Australian Dairy Farmers chief executive David Inall thanked the Federal Government for listening to the concerns raised by dairy industry representatives following the release last month of the exposure draft code of conduct.

"The final code of conduct addresses our concerns and provides important protections for farmers when negotiating milk supply agreements with their processors," Mr Inall said.

"While the mandatory code will not be responsible for setting the farm gate milk price, it will go some way to improving the bargaining power of farmers and professionalising contract management in the industry.

"Our goal is to ensure that farmers are protected by the mandatory code of conduct and to do all we can to avoid a repeat of the 2016 milk price step-downs.

"The ACCC identified that farmers lacked bargaining power when negotiating contracts and we believe that this will be significantly improved with this mandatory code of conduct."

NSW Farmers asks for more

NSW Farmers' Dairy Committee chair Colin Thompson said the mandatory code was crucial for enhancing dairy farmers' bargaining power with processors.

"The commitment to outlaw retrospective step downs and greatly restrict unilateral variations is a huge positive for farmers," Mr Thompson said.

"It's also promising that penalties for breach of the code may be determined based on respective size of the processor or farm."

It was still important to act on the impact the retail sector was having on the industry.

"NSW Farmers continues to call for action on the market power of the retailer sector, as it is directly damaging the profitability of farmers," Mr Thompson said.

"The irrational pricing of retailers has reduced the money available in the supply chain.

"It has placed pressure throughout the chain and this results in farmers' milk price being squeezed.

"The sale of discounted dairy products must end.

"Consumers need to demand that retailers support farmers by selling dairy products for a fair price.

"We are calling for the price of dairy products to be lifted.

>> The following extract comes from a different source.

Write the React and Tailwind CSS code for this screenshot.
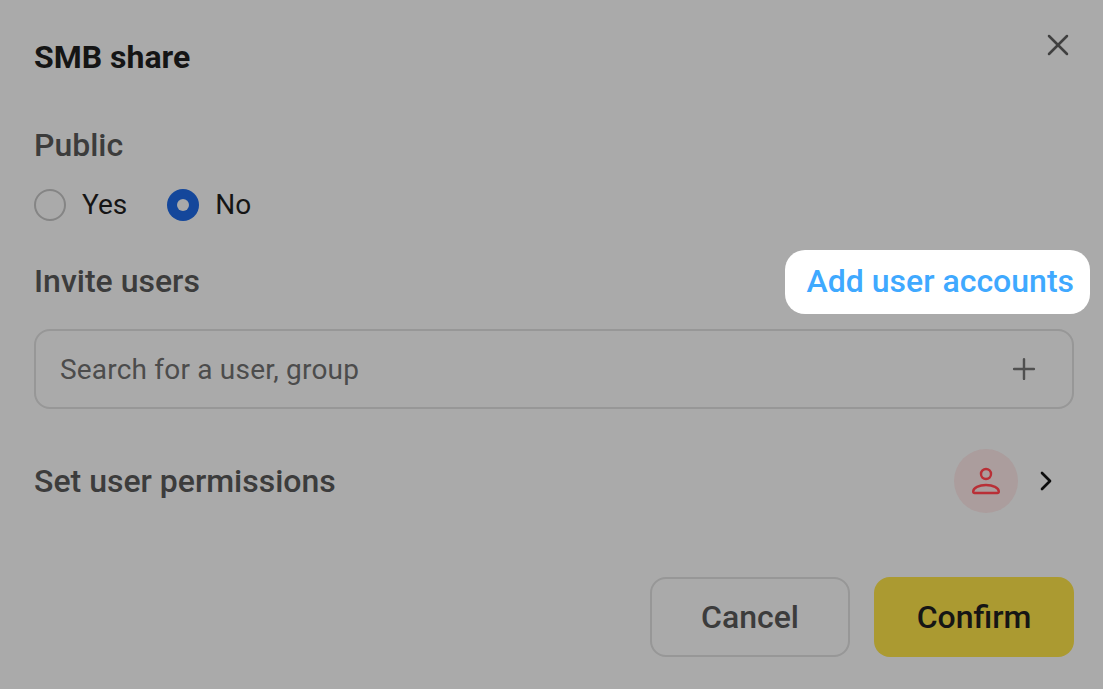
import { Plus, X, ChevronRight } from 'lucide-react';

function Radio({ checked, label }) {
  return (
    <label className="flex items-center gap-4">
      {checked ? (
        <span className="w-8 h-8 rounded-full bg-[#14479b] flex items-center justify-center">
          <span className="w-3 h-3 rounded-full bg-[#a9a9a9]" />
        </span>
      ) : (
        <span className="w-8 h-8 rounded-full border-2 border-[#858585]" />
      )}
      <span className="text-[28px] leading-8 text-[#151515]">{label}</span>
    </label>
  );
}

export default function App() {
  return (
    <div className="w-[1103px] h-[689px] overflow-hidden bg-[#aaaaaa] pl-[34px] pr-[29px] pt-[37px] font-['Roboto',sans-serif]">
      {/* Header */}
      <div className="flex justify-between h-10">
        <h1 className="text-[32px] leading-10 font-bold text-[#151515]">SMB share</h1>
        <button className="-mt-[10px] -mr-[2px] h-9 text-[#404040]">
          <X size={36} strokeWidth={1.7} />
        </button>
      </div>

      {/* Public */}
      <p className="mt-[48px] text-[32px] leading-10 font-medium text-[#3c3c3c]">Public</p>
      <div className="mt-6 flex items-center gap-10">
        <Radio label="Yes" />
        <Radio checked label="No" />
      </div>

      {/* Invite users */}
      <div className="mt-[29px] flex items-center justify-between">
        <p className="mb-[2px] text-[32px] leading-10 font-medium text-[#3c3c3c]">Invite users</p>
        <a className="h-16 -mr-4 pl-[22px] pr-4 pb-[2px] flex items-center rounded-[20px] bg-white text-[32px] font-medium text-[#3fa9ff]">
          Add user accounts
        </a>
      </div>
      <div className="mt-[15px] h-20 pl-6 pr-[31px] flex items-center justify-between rounded-[16px] border-2 border-[#979797]">
        <span className="pt-[2px] text-[28px] tracking-[0.2px] text-[#4c4c4c]">Search for a user, group</span>
        <Plus size={34} strokeWidth={1.7} className="text-[#505050]" />
      </div>

      {/* Permissions */}
      <div className="mt-10 h-16 flex items-center justify-between">
        <p className="text-[32px] leading-10 font-medium text-[#3c3c3c]">Set user permissions</p>
        <div className="flex items-center">
          <div className="w-16 h-16 rounded-full bg-[#ab9d9d] flex items-center justify-center">
            <svg width="32" height="32" viewBox="0 0 32 32" fill="none" stroke="#b92f36" strokeWidth="2.4">
              <circle cx="16" cy="9" r="5" />
              <path d="M3.200 26.500c0-3.800 5.800-6.500 12.800-6.500s12.800 2.700 12.800 6.500c0 1-.6 1.500-1.500 1.500H4.700c-.9 0-1.500-.5-1.500-1.500z" />
            </svg>
          </div>
          <ChevronRight size={32} strokeWidth={2} className="ml-3 mr-3 text-[#0d0d0d]" />
        </div>
      </div>

      {/* Footer */}
      <div className="mt-16 flex justify-end gap-6">
        <button className="w-[200px] h-20 rounded-[16px] border-2 border-[#979797] text-[32px] font-medium text-[#3c3c3c]">
          Cancel
        </button>
        <button className="w-[200px] h-20 rounded-[16px] bg-[#ab9a31] text-[32px] font-medium text-[#151515]">
          Confirm
        </button>
      </div>
    </div>
  );
}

"We are pushing for a minimum price of $1.50 per litre for fresh milk and $9.00 per kilogram for cheese."

South Australia sees progress

SADA policy officer John Elferink said the code would help to protect farmers.

"This code will not set prices for milk and it's not intended to," Mr Elferink said.

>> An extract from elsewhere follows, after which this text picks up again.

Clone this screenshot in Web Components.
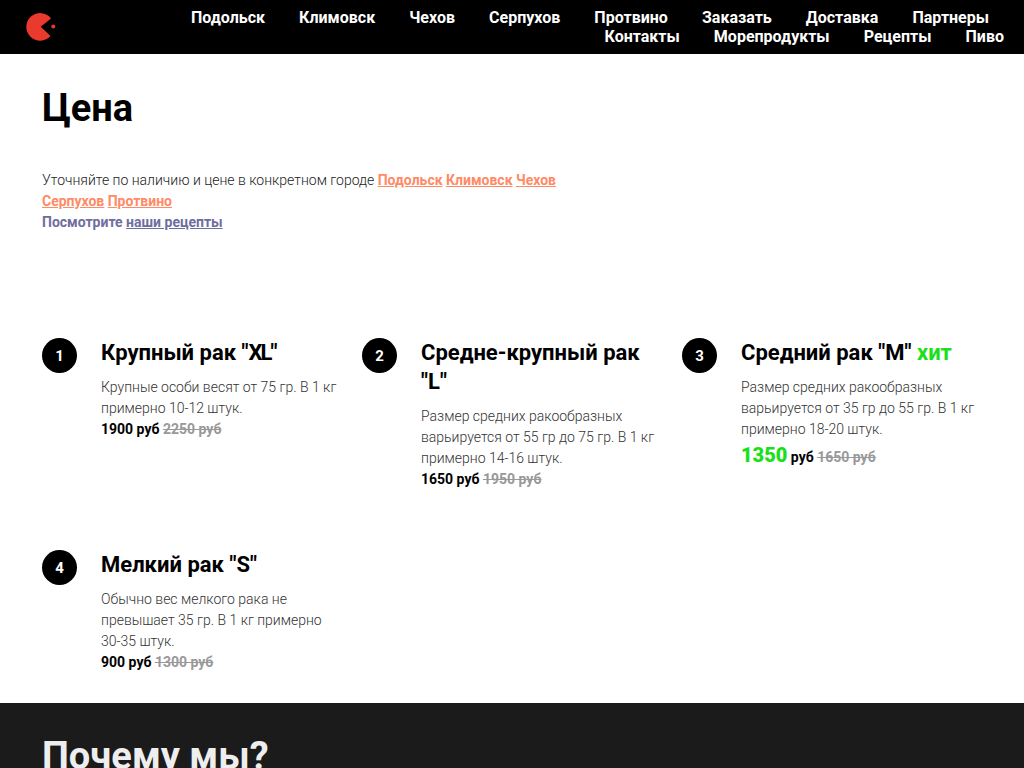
<!DOCTYPE html>
<html lang="ru">
<head>
<meta charset="utf-8">
<title>Цена</title>
<style>
  html, body { margin: 0; padding: 0; height: 768px; overflow: hidden; background: #fff; }
  body { font-family: Roboto, "Liberation Sans", sans-serif; color: #000; }
  price-intro a { color: #ff8a65; font-weight: 700; text-decoration: underline; }
</style>
</head>
<body>
<site-header>
  <nav-link>Подольск</nav-link><nav-link>Климовск</nav-link><nav-link>Чехов</nav-link><nav-link>Серпухов</nav-link><nav-link>Протвино</nav-link><nav-link>Заказать</nav-link><nav-link>Доставка</nav-link><nav-link>Партнеры</nav-link>
  <nav-link slot="second">Контакты</nav-link><nav-link slot="second">Морепродукты</nav-link><nav-link slot="second">Рецепты</nav-link><nav-link slot="second">Пиво</nav-link>
</site-header>

<price-intro heading="Цена">
  <span slot="cities">Уточняйте по наличию и цене в конкретном городе <a>Подольск</a> <a>Климовск</a> <a>Чехов</a><br><a>Серпухов</a> <a>Протвино</a></span>
</price-intro>

<price-grid>
  <price-card num="1" title="Крупный рак &quot;<span class='tight'>XL</span>&quot;" price="1900 руб" old="2250 руб">Крупные особи весят от 75 гр. В 1 кг примерно 10-12 штук.</price-card>
  <price-card num="2" title="Средне-крупный рак &quot;L&quot;" price="1650 руб" old="1950 руб">Размер средних ракообразных варьируется от 55 гр до 75 гр. В 1 кг примерно 14-16 штук.</price-card>
  <price-card num="3" title="Средний рак &quot;M&quot;" hit="1350" price="руб" old="1650 руб">Размер средних ракообразных варьируется от 35 гр до 55 гр. В 1 кг примерно 18-20 штук.</price-card>
  <price-card num="4" title="Мелкий рак &quot;S&quot;" price="900 руб" old="1300 руб">Обычно вес мелкого рака не превышает 35 гр. В 1 кг примерно 30-35 штук.</price-card>
</price-grid>

<why-us>Почему мы?</why-us>

<script>
// header with logo and two rows of links
class SiteHeader extends HTMLElement {
  constructor() {
    super();
    this.attachShadow({ mode: 'open' });
  }

  connectedCallback() {
    this.shadowRoot.innerHTML = `
      <style>
        :host { display: flex; justify-content: space-between; height: 54px; background: #000; padding: 8px 20px 0 26px; box-sizing: border-box; }
        svg { display: block; margin-top: 4px; }
        nav { display: flex; flex-direction: column; align-items: flex-end; }
        .row { display: flex; gap: 34.12px; }
        .first { padding-right: 15px; }
      </style>
      <svg width="30" height="30" viewBox="0 0 30 30">
        <path d="M25 6.4 A13.8 13.8 0 1 0 24.5 24 L14.7 14.7 Z" fill="#ea3a2d"/>
        <circle cx="27.3" cy="14.4" r="2" fill="#ea3a2d"/>
      </svg>
      <nav>
        <div class="row first"><slot></slot></div>
        <div class="row"><slot name="second"></slot></div>
      </nav>
    `;
  }
}

class NavLink extends HTMLElement {
  constructor() {
    super();
    this.attachShadow({ mode: 'open' });
  }

  connectedCallback() {
    this.shadowRoot.innerHTML = `
      <style>
        :host { display: block; color: #fff; font: 700 16px/19px Roboto, "Liberation Sans", sans-serif; white-space: nowrap; }
      </style>
      <slot></slot>
    `;
  }
}

class PriceIntro extends HTMLElement {
  constructor() {
    super();
    this.attachShadow({ mode: 'open' });
  }

  connectedCallback() {
    const heading = this.getAttribute('heading') || '';
    this.shadowRoot.innerHTML = `
      <style>
        :host { display: block; padding: 33px 42px 0; height: 284px; box-sizing: border-box; }
        h1 { margin: 0 0 41px; font: 700 38px/42px Roboto, "Liberation Sans", sans-serif; color: #000; }
        p { margin: 0; font: 300 14px/21px Roboto, "Liberation Sans", sans-serif; color: #222; }
        ::slotted(span) { display: block; }
        .recipes { font-weight: 700; color: #6e6e9e; }
        .recipes a { text-decoration: underline; }
      </style>
      <h1>${heading}</h1>
      <p><slot name="cities"></slot></p>
      <p class="recipes">Посмотрите <a>наши рецепты</a></p>
    `;
  }
}

class PriceGrid extends HTMLElement {
  constructor() {
    super();
    this.attachShadow({ mode: 'open' });
  }

  connectedCallback() {
    this.shadowRoot.innerHTML = `
      <style>
        :host { display: grid; grid-template-columns: repeat(3, 320px); row-gap: 60px; padding: 0 0 0 42px; height: 365px; box-sizing: border-box; align-content: start; }
      </style>
      <slot></slot>
    `;
  }
}

class PriceCard extends HTMLElement {
  static observedAttributes = ['num', 'title', 'hit', 'price', 'old'];

  constructor() {
    super();
    this.attachShadow({ mode: 'open' });
  }

  connectedCallback() {
    this.render();
  }

  attributeChangedCallback(name, oldValue, newValue) {
    if (oldValue !== newValue) {
      this.render();
    }
  }

  render() {
    const num = this.getAttribute('num') || '';
    const title = this.getAttribute('title') || '';
    const hit = this.getAttribute('hit');
    const price = this.getAttribute('price') || '';
    const old = this.getAttribute('old') || '';

    this.shadowRoot.innerHTML = `
      <style>
        :host { display: flex; gap: 24px; align-items: flex-start; font-family: Roboto, "Liberation Sans", sans-serif; }
        .num { flex: none; width: 35px; height: 35px; border-radius: 50%; background: #000; color: #fff; font-weight: 700; font-size: 15px; display: flex; align-items: center; justify-content: center; }
        .body { width: 240px; }
        h3 { margin: 0 0 10px; font: 700 22px/29px Roboto, "Liberation Sans", sans-serif; color: #000; }
        h3 span { color: #1ae01a; font-weight: 700; }
        h3 .tight { color: inherit; letter-spacing: -2px; }
        .text { font-weight: 300; font-size: 14px; line-height: 21px; color: #333; }
        .price { font-weight: 700; font-size: 14px; line-height: 21px; color: #000; }
        .price.big { line-height: 31px; }
        .price b { color: #1ae01a; font-size: 20px; }
        .price s { color: #999; }
      </style>
      <div class="num">${num}</div>
      <div class="body">
        <h3>${title}${hit ? ' <span>хит</span>' : ''}</h3>
        <div class="text"><slot></slot></div>
        <div class="price${hit ? ' big' : ''}">${hit ? `<b>${hit}</b> ` : ''}${price} <s>${old}</s></div>
      </div>
    `;
  }
}

class WhyUs extends HTMLElement {
  constructor() {
    super();
    this.attachShadow({ mode: 'open' });
  }

  connectedCallback() {
    this.shadowRoot.innerHTML = `
      <style>
        :host { display: block; height: 65px; overflow: hidden; background: #1b1b1b; color: #eee; padding: 32px 42px 0; box-sizing: border-box; font: 700 38px/42px Roboto, "Liberation Sans", sans-serif; }
      </style>
      <slot></slot>
    `;
  }
}

customElements.define('site-header', SiteHeader);
customElements.define('nav-link', NavLink);
customElements.define('price-intro', PriceIntro);
customElements.define('price-grid', PriceGrid);
customElements.define('price-card', PriceCard);
customElements.define('why-us', WhyUs);
</script>
</body>
</html>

"This code will not protect a farmer from making a foolish contractual decision.

"What it will do is create an environment in which the processor must approach the negotiations in good faith and, on top of that, all of the elements of the contract must be clear to the farmer before signing the contract.

"There'll be none of this business of 'Just sign here and by the way you've got no choice, this is the contract you've got to sign'."

The abolishment of retrospective step downs together with stringent new conditions on prospective step downs gave farmers "a lot more grunt".

Mr Elferink said the dispute resolution process was also far more useful for farmers.

"Farmers and processors talk first," he said.

"If they can't resolve it, then there's mediation, which is really nice and cheap and then there's the option of arbitration, where both sides agree to put it in front of a referee who is not a court and they agree to abide by their call.

"These are much more expedient and cheaper outcomes than court cases."

SADA was also very pleased with the involvement of the ACCC.

"One of the things SADA pointed out was that the ACCC needed to behave much more like a policeman on the beat than like a detective in the station," Mr Elferink said.

"The detective in the station only responds when someone phones them but the policemen on the beat have a totally different role.

"Sure, the policeman on beat can investigate crimes but also, importantly, they have the function of saying 'Allo, allo, allo, Johnny, are you sure you want to do that?' and of course Johnny decides not to do that and doesn't commit the offence.

"We note that the ACCC is in the process of hiring a person to fulfil the role of dairy oversight as part of this arrangement and, as a consequence, the ACCC now have their 'policeman on the beat' who will stop Johnny - in this case, the big processor - doing something silly."

Queensland appreciative but still wishes retailers were caught

QDO marketing and communications manager, Sarah Ferguson, said it appreciated the approach Agriculture Minister Bridget Fitzgerald and the department had taken in the drafting of the final document.

"They spent considerable time and effort making sure all of the state bodies were adequately involved and consulted about the changes from the initial draft," Ms Ferguson said.

"I was very impressed, I must say."

Ms Ferguson said the Dairy Consultative Committee would include representatives from across the country that would review the performance of the code.

"You can't really judge a code until it gets tested, so that council will review any concerns that arise over the next 12 months.

"We believe we addressed all of the issues that pertained to Queensland and northern NSW.

"The fresh milk market is different and the key things we were concerned about were exclusivity clauses and how they handle pricing on multi-year contracts.

"That's one of the things that this advisory committee is going to be so important because we're not sure how that's going to look in a contract.

"How can you predict a price in 12 months' time?

"Twelve months ago in Queensland, the average price was 57 and the top price was probably 61 cents a litre.

"Now, a sustainable and fair farmgate milk price needs to be 73 to 78c/l.

"Even the big suppliers are ticking up around the 69 to 70c/l mark.

"None of us could have predicted how bad the conditions would be or how high the cost of production would get so I don't know how you could have put that in a contract."

"The one thing - we've said it constantly and we know we're not going to get any relief on it - we are still disappointed in the fact that the retailers have got off scott free in the mandatory code.

"From the behaviour of Coles in the past week, we all shake our heads and go, 'How did the ACCC still insist that they had no role to play in an imbalance of power?' .

"I have no idea but we have tried for the last 12 months but have been told time and time again that it is the one thing that is off the table, which is disappointing but they have worked really hard on everything else.

"They really actually bloody listened, which is great."